Precision versus personalization: AHARA explores a “new frontier” in nutrition

By Deniz Ataman

- Last updated on GMT

Source: Getty/AYDINOZON
Source: Getty/AYDINOZON

Related tags Nutrition personalized nutrition food as medicine

With the rising popularity of personalized nutrition plans, AHARA’s app takes personalization one step further through precision nutrition, a combination of machine-learning, evidence-based nutrition science and an international advisory board to verify research, Dr. Melina Jampolis, co-founder and chief medical officer, explained to FoodNavigator-USA.

As “the new frontier” in nutrition plans, AHARA’s precision feature is rooted in robust, evidence-based methods that support several genetic variants associated with a “vulnerability for nutrition deficit,” Jampolis explained.

“For example, something like vitamin D – the science is very clear that with these two specific risk variants, your need for vitamin D is automatically double what the recommended dietary allowance is. We know that’s been validated in different populations in humans,” she said.

Jampolis continued, “The more you can personalize it, the more likely it’s going to be effective and optimizing health for that individual. But also, the more likely they’re going to stick with the plan because you’re personalizing it.”

Once users select a nutrition plan, which ranges from a $24.95/year foundational plan to a $2,400/year premium plan, they fill out a science-based questionnaire that delivers personalized recommendations about their nutrition requirements.

“We didn’t want good nutrition to be a privilege. We wanted to make it accessible,” Jampolis said, noting that even the app’s basic plan will improve users’ health.

AHARA’s nutrition recommendations rely on an international scientific advisory board of researchers in nutrigenetics and epigenetics, among others, who are “at the cutting edge of the science,” across the app’s features, including targeted recipes which connects to Instacart and a menu scanner that identifies key nutrients suitable for their health plan. The 10 experts, with two based in the UK who have access to published research before reaching the US, provides AHARA with its foundational research support.

“The algorithm that I created for AHARA, which is patent pending, is focused on that initial intake, and there’s logic tying every single response to the first 30 questions that we asked to 10 nutrients that we’ve chosen to focus on,” Jampolis said.

In her 22 years of helping patients build viable nutrition plans as an internist and board-certified physician nutrition specialist, AHARA was designed for users who are prioritizing their health and “not my health priorities for them,” she clarified.

“So, if I’m talking to them about heart health and they’re concerned about breast cancer, they’re not really going to buy into my recommendation,” she added.

Users can choose three of six health priorities and rank them in order of importance, from brain and immune health to gut and aging. After ranking their personal health concerns, AHARA prompts them to rank their symptoms on a scale of one to 10, “because while health priorities are important, it’s not necessarily related to what they’re feeling every day, whether it’s fatigue or depression or constipation,” Jampolis explained.

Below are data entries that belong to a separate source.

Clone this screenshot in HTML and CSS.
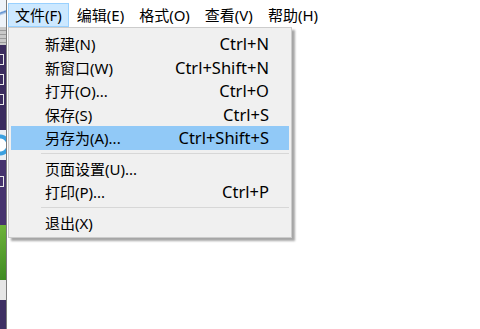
FILE: index.html
```html
<!DOCTYPE html>
<html lang="zh-CN">
<head>
    <meta charset="UTF-8">
    <title>记事本</title>
    <link rel="stylesheet" href="styles.css">
</head>
<body>
    <div class="desktop">
        <div class="strip sky"></div>
        <div class="strip bar"></div>
        <div class="strip dusk"><i></i><i></i><i></i></div>
        <div class="strip icon"></div>
        <div class="strip dusk tall"><i></i></div>
        <div class="strip grass"></div>
        <div class="strip box"></div>
        <div class="strip dusk rest"></div>
    </div>
    <div class="window">
        <div class="menubar">
            <div class="menu-item open">文件(F)</div>
            <div class="menu-item">编辑(E)</div>
            <div class="menu-item">格式(O)</div>
            <div class="menu-item">查看(V)</div>
            <div class="menu-item">帮助(H)</div>
        </div>
        <div class="dropdown">
            <div class="row"><span>新建(N)</span><span class="key">Ctrl+N</span></div>
            <div class="row"><span>新窗口(W)</span><span class="key">Ctrl+Shift+N</span></div>
            <div class="row"><span>打开(O)...</span><span class="key">Ctrl+O</span></div>
            <div class="row"><span>保存(S)</span><span class="key">Ctrl+S</span></div>
            <div class="row active"><span>另存为(A)...</span><span class="key">Ctrl+Shift+S</span></div>
            <div class="sep"></div>
            <div class="row"><span>页面设置(U)...</span></div>
            <div class="row"><span>打印(P)...</span><span class="key">Ctrl+P</span></div>
            <div class="sep"></div>
            <div class="row"><span>退出(X)</span></div>
        </div>
    </div>
</body>
</html>
```

FILE: styles.css
```css
body {
    margin: 0;
    height: 329px;
    display: flex;
    overflow: hidden;
    font-family: "Noto Sans", "Noto Sans CJK SC", sans-serif;
    font-size: 15px;
    color: #000;
    background: #fff;
}
.desktop {
    width: 6px;
    display: flex;
    flex-direction: column;
    border-right: 1px solid #7c7c7c;
    overflow: hidden;
}
.strip { flex: none; }
.sky {
    height: 27px;
    background: linear-gradient(160deg, #eef3f9 40%, #5b8fd0 45%, #eef3f9 55%);
}
.bar {
    height: 18px;
    background: repeating-linear-gradient(#c9c9c9 0 3px, #9a9a9a 3px 4px);
}
.dusk {
    height: 85px;
    background: #3b2c5e;
    display: flex;
    flex-direction: column;
    gap: 9px;
    padding-top: 9px;
    box-sizing: border-box;
}
.dusk i {
    display: block;
    width: 4px;
    height: 11px;
    border: 1px solid #e8e8e8;
    border-left: none;
    box-sizing: border-box;
}
.icon {
    height: 30px;
    background: radial-gradient(circle at 0 50%, #fff 6px, #3aa0e0 7px 10px, #e9eef3 11px);
}
.tall { height: 65px; background: #46336e; padding-top: 16px; }
.grass { height: 55px; background: linear-gradient(150deg, #6fb43a, #3d8a22); }
.box { height: 20px; background: #e6e6e6; }
.rest { height: 29px; background: #3e2f63; }

.window {
    flex: 1;
    position: relative;
}
.menubar {
    display: flex;
    padding: 3px 0 0 1px;
    height: 24px;
}
.menu-item {
    padding: 0 6px;
    line-height: 22px;
    border: 1px solid transparent;
    margin-right: 1px;
}
.menu-item.open {
    background: #cce8ff;
    border-color: #99d1ff;
}
.dropdown {
    position: absolute;
    left: 1px;
    top: 27px;
    width: 278px;
    padding: 4px 2px 3px;
    background: #f0f0f0;
    border: 1px solid #cccccc;
    box-shadow: 3px 3px 2px rgba(0, 0, 0, 0.35);
}
.row {
    height: 23.5px;
    display: flex;
    align-items: center;
    justify-content: space-between;
    padding: 0 20px 0 34px;
}
.row .key { font-size: 16.5px; }
.row.active { background: #91c9f7; }
.sep {
    height: 1px;
    background: #d7d7d7;
    margin: 3px 0 3px 30px;
}
```
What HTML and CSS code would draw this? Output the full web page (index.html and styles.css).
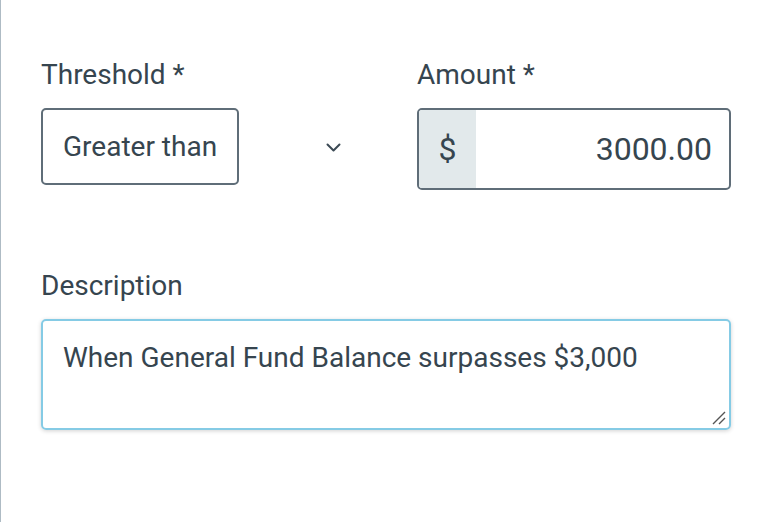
FILE: index.html
```html
<!DOCTYPE html>
<html>
<head>
<meta charset="utf-8">
<link rel="stylesheet" href="styles.css">
</head>
<body>
<div class="panel">
  <div class="row">
    <div class="field threshold">
      <label class="label">Threshold *</label>
      <div class="select-wrap">
        <div class="select">Greater than</div>
        <svg class="chevron" width="15" height="10" viewBox="0 0 15 10"><path d="M1.5 1.5 L7.5 7.5 L13.5 1.5" fill="none" stroke="#3c4a55" stroke-width="2" stroke-linecap="round" stroke-linejoin="round"/></svg>
      </div>
    </div>
    <div class="field amount">
      <label class="label">Amount *</label>
      <div class="money">
        <span class="prefix">$</span>
        <span class="value">3000.00</span>
      </div>
    </div>
  </div>
  <div class="field desc">
    <label class="label">Description</label>
    <div class="textarea">
      When General Fund Balance surpasses $3,000
      <svg class="grip" width="14" height="14" viewBox="0 0 14 14"><path d="M1 13 L13 1 M7 13 L13 7" stroke="#555" stroke-width="1.4"/></svg>
    </div>
  </div>
</div>
</body>
</html>
```
FILE: styles.css
```css
html, body {
  margin: 0;
  padding: 0;
  background: #fff;
}
body {
  font-family: Roboto, "Liberation Sans", sans-serif;
  color: #36454f;
}
.panel {
  border-left: 1px solid #aebbc4;
  height: 522px;
  box-sizing: border-box;
  padding: 57px 39px 0 40px;
}
.row {
  display: flex;
}
.field {
  display: flex;
  flex-direction: column;
}
.label {
  font-size: 28px;
  line-height: 36px;
  margin-bottom: 15px;
}
.threshold {
  width: 376px;
}
.select-wrap {
  display: flex;
  align-items: center;
}
.select {
  width: 198px;
  height: 77px;
  box-sizing: border-box;
  border: 2px solid #5f6d78;
  border-radius: 5px;
  font-size: 28px;
  padding-left: 20px;
  display: flex;
  align-items: center;
}
.chevron {
  margin-left: 87px;
  margin-top: 2px;
}
.amount {
  width: 314px;
}
.money {
  display: flex;
  height: 82px;
  box-sizing: border-box;
  border: 2px solid #5f6d78;
  border-radius: 5px;
  overflow: hidden;
  font-size: 32px;
}
.prefix {
  width: 57px;
  background: #e2e9eb;
  display: flex;
  align-items: center;
  justify-content: center;
}
.value {
  flex: 1;
  display: flex;
  align-items: center;
  justify-content: flex-end;
  padding-right: 17px;
}
.desc {
  margin-top: 78px;
}
.textarea {
  position: relative;
  height: 111px;
  box-sizing: border-box;
  border: 2px solid #85cbe5;
  border-radius: 5px;
  box-shadow: 0 1px 4px rgba(0,0,0,0.18);
  font-size: 28px;
  padding: 22px 20px 0;
  line-height: 30px;
}
.grip {
  position: absolute;
  right: 3px;
  bottom: 3px;
}
```
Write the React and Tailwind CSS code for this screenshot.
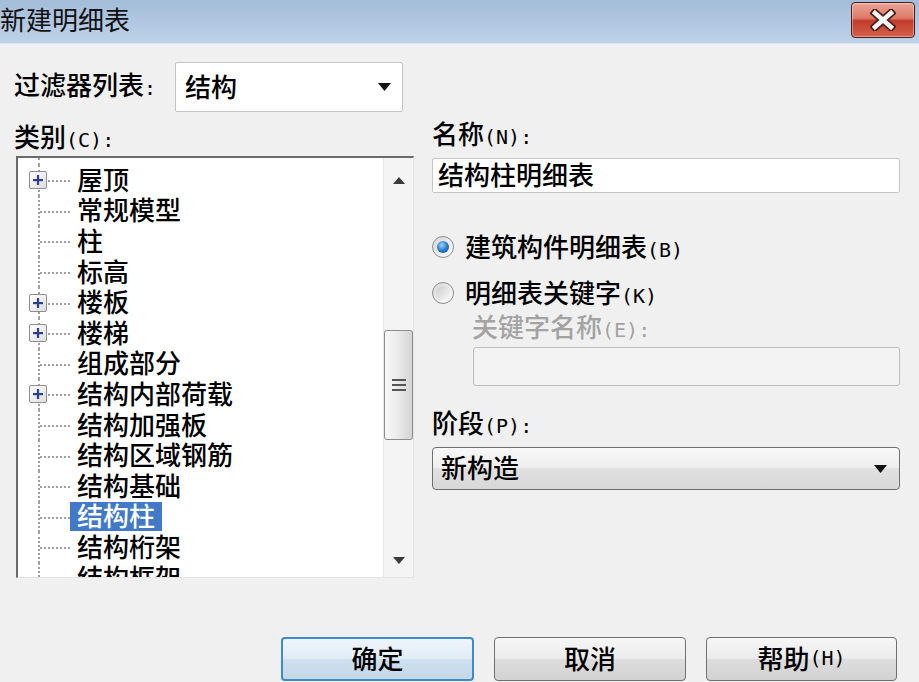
import React from "react";

const treeItems = [
  { label: "屋顶", plus: true },
  { label: "常规模型" },
  { label: "柱" },
  { label: "标高" },
  { label: "楼板", plus: true },
  { label: "楼梯", plus: true },
  { label: "组成部分" },
  { label: "结构内部荷载", plus: true },
  { label: "结构加强板" },
  { label: "结构区域钢筋" },
  { label: "结构基础" },
  { label: "结构柱", selected: true },
  { label: "结构桁架" },
  { label: "结构框架" },
];

// half-width latin bits like "(C):"
const Latin = ({ children }) => (
  <span className="font-['DejaVu_Sans_Mono',monospace] text-[20px] font-normal leading-none">{children}</span>
);

const DownTri = ({ className = "" }) => (
  <svg width="13" height="8" viewBox="0 0 13 8" className={className}>
    <polygon points="0,0 13,0 6.5,8" fill="#111" />
  </svg>
);

const PlusBox = () => (
  <span className="absolute left-[11px] top-1/2 flex h-[18px] w-[18px] -translate-y-1/2 items-center justify-center rounded-[2px] border border-[#8e8e8e] bg-[linear-gradient(135deg,#ffffff,#dedede)]">
    <svg width="12" height="12" viewBox="0 0 12 12">
      <rect x="1" y="5" width="10" height="2.2" fill="#2a3f8f" />
      <rect x="4.9" y="1" width="2.2" height="10" fill="#2a3f8f" />
    </svg>
  </span>
);

const TreeRow = ({ item }) => (
  <div className="flex h-[30.6px] items-center">
    <span className="relative h-full w-[52px] shrink-0">
      <span className="absolute bottom-0 left-[20px] top-0 border-l-2 border-dotted border-[#a0a0a0]" />
      <span className="absolute left-[22px] right-0 top-1/2 border-t-2 border-dotted border-[#a0a0a0]" />
      {item.plus && <PlusBox />}
    </span>
    <span
      className={
        "h-[29px] whitespace-nowrap px-[7px] leading-[26px] " +
        (item.selected ? "bg-[#4178c8] text-white" : "text-black")
      }
    >
      {item.label}
    </span>
  </div>
);

const ScrollBar = () => (
  <div className="flex w-[30px] shrink-0 flex-col border-l border-[#e8e8e8] bg-[#f4f4f4]">
    <div className="flex h-[44px] items-center justify-center">
      <svg width="12" height="7" viewBox="0 0 12 7">
        <polygon points="0,7 12,7 6,0" fill="#3a3a3a" />
      </svg>
    </div>
    <div className="h-[128px]" />
    <div className="flex h-[110px] flex-col items-center justify-center gap-[3px] rounded-[3px] border border-[#8c8c8c] bg-[linear-gradient(90deg,#f8f8f8,#ececec_45%,#d4d4d4)]">
      <span className="h-[2px] w-[14px] bg-[#555]" />
      <span className="h-[2px] w-[14px] bg-[#555]" />
      <span className="h-[2px] w-[14px] bg-[#555]" />
    </div>
    <div className="flex-1" />
    <div className="flex h-[34px] items-center justify-center">
      <svg width="12" height="7" viewBox="0 0 12 7">
        <polygon points="0,0 12,0 6,7" fill="#3a3a3a" />
      </svg>
    </div>
  </div>
);

const Radio = ({ checked }) => (
  <span className="flex h-[22px] w-[22px] shrink-0 items-center justify-center rounded-full border border-[#8f8f8f] bg-[linear-gradient(135deg,#d6d6d6,#ffffff)]">
    {checked ? (
      <span className="h-[12px] w-[12px] rounded-full bg-[radial-gradient(circle_at_40%_35%,#9fd2f6,#2a7fce_50%,#0d3f7a)]" />
    ) : (
      <span className="h-[14px] w-[14px] rounded-full bg-[linear-gradient(135deg,#cdcdcd,#f7f7f7)]" />
    )}
  </span>
);

const Button = ({ children, primary, width }) => (
  <button
    className={
      "flex h-[44px] items-center justify-center rounded-[4px] pb-[3px] leading-[30px] text-black " +
      width +
      " " +
      (primary
        ? "border-2 border-[#3c8ccb] bg-[linear-gradient(#eef5fa,#e0ecf5_50%,#cfe0ee_50%,#c4d8e8)]"
        : "border border-[#707070] bg-[linear-gradient(#f6f6f6,#ebebeb_50%,#dddddd_50%,#d2d2d2)]")
    }
  >
    {children}
  </button>
);

export default function App() {
  return (
    <div className="h-[682px] w-[919px] overflow-hidden bg-[#f0f0f0] font-['Noto_Sans_CJK_SC',sans-serif] text-[26px] font-medium text-black">
      {/* title bar */}
      <div className="flex h-[44px] items-start justify-between border-b border-[#dce6f1] bg-[linear-gradient(#a3bcd9,#bfd2e9)]">
        <span className="pt-[4px] font-normal leading-[30px] text-[#111]">新建明细表</span>
        <div className="mr-[4px] mt-[2px] flex h-[36px] w-[64px] items-center justify-center rounded-[4px] border border-[#4a1f1a] bg-[linear-gradient(#eba697,#dc7864_45%,#c23a2b_52%,#d4634c)] shadow-[inset_0_0_0_1px_rgba(255,255,255,0.35)]">
          <svg width="26" height="22" viewBox="0 0 26 22">
            <path d="M5 4 L21 18 M21 4 L5 18" stroke="#4a1f1a" strokeWidth="8" strokeLinecap="square" />
            <path d="M5 4 L21 18 M21 4 L5 18" stroke="#f4f4f4" strokeWidth="4.5" strokeLinecap="square" />
          </svg>
        </div>
      </div>

      <div className="mt-[18px] flex gap-[18px] pl-[14px]">
        {/* left column */}
        <div className="flex w-[400px] flex-col">
          <div className="flex h-[50px] items-center">
            <span className="w-[161px] pb-[6px] leading-[30px]">
              过滤器列表<Latin>:</Latin>
            </span>
            <div className="flex h-[50px] w-[228px] items-center justify-between rounded-[2px] border border-[#c4c4c4] bg-white pl-[9px] pr-[11px]">
              <span className="pb-[2px] leading-[30px]">结构</span>
              <DownTri />
            </div>
          </div>
          <div className="mt-[9px] h-[30px] leading-[30px]">
            类别<Latin>(C):</Latin>
          </div>
          <div className="ml-[2px] mt-[5px] flex h-[422px] w-[398px] border-b border-l-2 border-r border-t-2 border-b-[#e4e4e4] border-l-[#6a6a6a] border-r-[#e4e4e4] border-t-[#6a6a6a] bg-white">
            <div className="flex-1 overflow-hidden">
              <div className="relative h-[7px] w-[52px]">
                <span className="absolute bottom-0 left-[20px] top-0 border-l-2 border-dotted border-[#a0a0a0]" />
              </div>
              {treeItems.map((item) => (
                <TreeRow key={item.label} item={item} />
              ))}
            </div>
            <ScrollBar />
          </div>
        </div>

        {/* right column */}
        <div className="flex w-[468px] flex-col pt-[56px]">
          <div className="h-[30px] leading-[30px]">
            名称<Latin>(N):</Latin>
          </div>
          <div className="mt-[10px] flex h-[35px] items-center rounded-[2px] border border-[#c6c6c6] bg-white pl-[5px]">
            <span className="pb-[3px] leading-[30px]">结构柱明细表</span>
          </div>
          <div className="mt-[39px] flex h-[30px] items-center gap-[11px]">
            <Radio checked />
            <span className="pb-[2px] leading-[30px]">
              建筑构件明细表<Latin>(B)</Latin>
            </span>
          </div>
          <div className="mt-[16px] flex h-[30px] items-center gap-[11px]">
            <Radio />
            <span className="pb-[2px] leading-[30px]">
              明细表关键字<Latin>(K)</Latin>
            </span>
          </div>
          <div className="ml-[40px] mt-[3px] h-[30px] leading-[30px] text-[#a3a3a3]">
            关键字名称<Latin>(E):</Latin>
          </div>
          <div className="ml-[41px] mt-[6px] h-[39px] rounded-[3px] border border-[#bdbdbd] bg-[#f3f3f3]" />
          <div className="mt-[21px] h-[30px] leading-[30px]">
            阶段<Latin>(P):</Latin>
          </div>
          <div className="mt-[10px] flex h-[43px] items-center justify-between rounded-[4px] border border-[#6f6f6f] bg-[linear-gradient(#f8f8f8,#eeeeee_50%,#e0e0e0_50%,#d8d8d8)] pl-[8px] pr-[12px]">
            <span className="pb-[3px] leading-[30px]">新构造</span>
            <DownTri />
          </div>
        </div>
      </div>

      {/* buttons */}
      <div className="mt-[59px] flex justify-end gap-[20px] pr-[22px]">
        <Button primary width="w-[193px]">确定</Button>
        <Button width="w-[192px]">取消</Button>
        <Button width="w-[191px]">
          帮助<Latin>(H)</Latin>
        </Button>
      </div>
    </div>
  );
}
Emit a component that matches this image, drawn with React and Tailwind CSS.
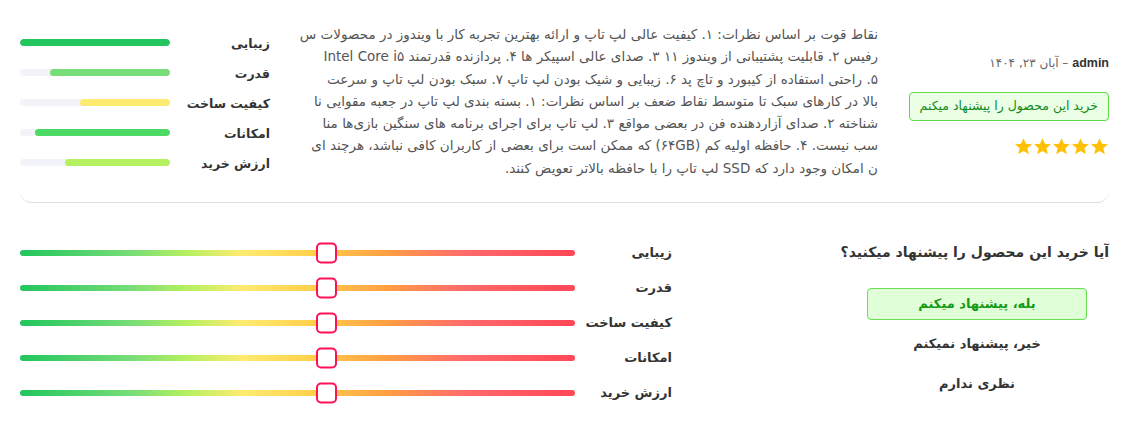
const lines = [
  "نقاط قوت بر اساس نظرات: ۱. کیفیت عالی لپ تاپ و ارائه بهترین تجربه کار با ویندوز در محصولات س",
  "رفیس ۲. قابلیت پشتیبانی از ویندوز ۱۱ ۳. صدای عالی اسپیکر ها ۴. پردازنده قدرتمند Intel Core i۵",
  "۵. راحتی استفاده از کیبورد و تاچ پد ۶. زیبایی و شیک بودن لپ تاپ ۷. سبک بودن لپ تاپ و سرعت",
  "بالا در کارهای سبک تا متوسط نقاط ضعف بر اساس نظرات: ۱. بسته بندی لپ تاپ در جعبه مقوایی نا",
  "شناخته ۲. صدای آزاردهنده فن در بعضی مواقع ۳. لپ تاپ برای اجرای برنامه های سنگین بازی‌ها منا",
  "سب نیست. ۴. حافظه اولیه کم (۶۴GB) که ممکن است برای بعضی از کاربران کافی نباشد، هرچند ای",
  "ن امکان وجود دارد که SSD لپ تاپ را با حافظه بالاتر تعویض کنند.",
];

const scores = [
  { label: "زیبایی", value: 100, color: "bg-[#22c55e]" },
  { label: "قدرت", value: 80, color: "bg-[#77dd77]" },
  { label: "کیفیت ساخت", value: 60, color: "bg-[#fdeb71]" },
  { label: "امکانات", value: 90, color: "bg-[#4cd964]" },
  { label: "ارزش خرید", value: 70, color: "bg-[#b5f060]" },
];

function Star() {
  return (
    <svg width="19" height="19" viewBox="0 0 24 24">
      <path
        d="M12 1.5l3.1 7.1 7.6.6-5.8 5 1.8 7.5L12 17.8l-6.7 3.9 1.8-7.5-5.8-5 7.6-.6z"
        fill="#ffc107"
      />
    </svg>
  );
}

function Slider() {
  return (
    <div className="relative h-[6px] w-[555px] rounded-full bg-[linear-gradient(to_right,#22c55e_0%,#77dd77_20%,#b5f060_30%,#fdeb71_40%,#ffd24d_52%,#ff9f43_66%,#ff6b6b_80%,#ff4757_100%)]">
      <div className="absolute left-[296px] top-1/2 h-[21px] w-[21px] -translate-y-1/2 rounded-[5px] border-2 border-[#ff1158] bg-white" />
    </div>
  );
}

export default function App() {
  return (
    <div dir="rtl" className="bg-white px-5 font-['DejaVu_Sans',sans-serif] text-[#333]">
      <section className="flex items-center rounded-xl border-b border-[#dedede] py-[23px]">
        <div className="flex w-[231px] shrink-0 flex-col items-start self-start pt-[31px]">
          <p className="h-[18px] text-[12px] leading-[18px] text-[#666]">
            <span className="font-['Liberation_Sans',sans-serif] text-[12.5px] font-bold text-[#333]">admin</span> – آبان ۲۳, ۱۴۰۴
          </p>
          <button className="mt-[20px] h-[29px] rounded-[4px] border border-[#5fdc44] bg-[#eaffe6] px-[10px] text-[12.5px] text-[#12891a]">
            خرید این محصول را پیشنهاد میکنم
          </button>
          <div className="mt-[16px] flex">
            {[0, 1, 2, 3, 4].map((i) => (
              <Star key={i} />
            ))}
          </div>
        </div>

        <div className="min-w-0 flex-1 pl-[30px] text-[13.5px] leading-[22.3px] text-[#555]">
          {lines.map((line, i) => (
            <p key={i} className="overflow-hidden whitespace-nowrap">
              {line}
            </p>
          ))}
        </div>

        <div className="flex w-[250px] shrink-0 flex-col gap-[17px] pt-[3px]">
          {scores.map((s) => (
            <div key={s.label} className="flex h-[13px] items-center">
              <span className="w-[100px] pt-[4px] text-[12.5px] font-bold">{s.label}</span>
              <div className="h-[7px] w-[150px] overflow-hidden rounded-full bg-[#f3f3fa]">
                <div className={`h-full rounded-full ${s.color}`} style={{ width: `${s.value}%` }} />
              </div>
            </div>
          ))}
        </div>
      </section>

      <section className="mt-[32px] flex justify-between">
        <div className="flex w-[264px] shrink-0 flex-col items-center">
          <h3 className="flex h-[35px] w-full items-center whitespace-nowrap text-[14px] font-bold">
            آیا خرید این محصول را پیشنهاد میکنید؟
          </h3>
          <div className="mt-[18px] flex w-full flex-col items-center gap-[8px] text-[13px] font-bold">
            <div className="flex h-[32px] w-[220px] items-center justify-center rounded-[4px] border border-[#66e050] bg-[#e0ffd8] text-[#169a16]">
              بله، پیشنهاد میکنم
            </div>
            <div className="flex h-[32px] items-center justify-center">خیر، پیشنهاد نمیکنم</div>
            <div className="flex h-[32px] items-center justify-center">نظری ندارم</div>
          </div>
        </div>

        <div className="flex w-[652px] flex-col">
          {scores.map((s) => (
            <div key={s.label} className="flex h-[35px] items-center">
              <span className="w-[97px] text-[13px] font-bold">{s.label}</span>
              <Slider />
            </div>
          ))}
        </div>
      </section>
    </div>
  );
}
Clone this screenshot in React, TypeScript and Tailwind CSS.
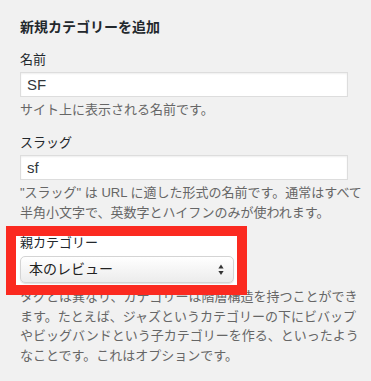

Based on users’ health preferences, the app presents them with recipes aligned with their nutritional needs and an Instacart connection for quick grocery shopping​, as well as an AI-driven menu scanner that reviews restaurant menus to identify the appropriate nutrients “specifically for your unique biology.”

“That is what truly Food is Medicine is all about – it’s being able to address symptoms first, through food and also attack health priorities,” she said.

Plans to develop more optimized health recommendations

With grocery prices top of mind for consumers, Jampolis explained that AHARA’s consultation feature provides users with cost-effective options, although offering budget-friendly options in the app is an opportunity for future iterations.

“Everybody who buys our precision test kit gets a consultation and we talk about specific things. So, it’s frozen berries instead of fresh, because they’re much cheaper [or] it’s doing canned salmon because it’s often wild and a tenth of the price of fresh salmon,” she said.

Indulgences are still considered, Jampolis said, explaining that the nutritional content of a dish are more valuable than caloric count alone, improving food and nutrition accessibility for users.

“People don’t eat saturated fat in isolation, they eat food, and so that why we’re food first. Because the nutrients point you towards the right foods,” she added.

Jampolis expects the app to continue evolving to provide more optimal recommendations for users via machine learning and the advisory boards’ insights at the helm. Next year, AHARA will gamify its features to help strengthen users’ habits for long-term health, she added.

“We’re not looking for just a one and done, we’re looking to be their partners through their life journey. So that’s a big priority is continuing to talk to the consumer, understand how they’re using the app. The more they use the recipes, the more the software will get better at knowing what they liked, what they don’t like,” Jampolis said.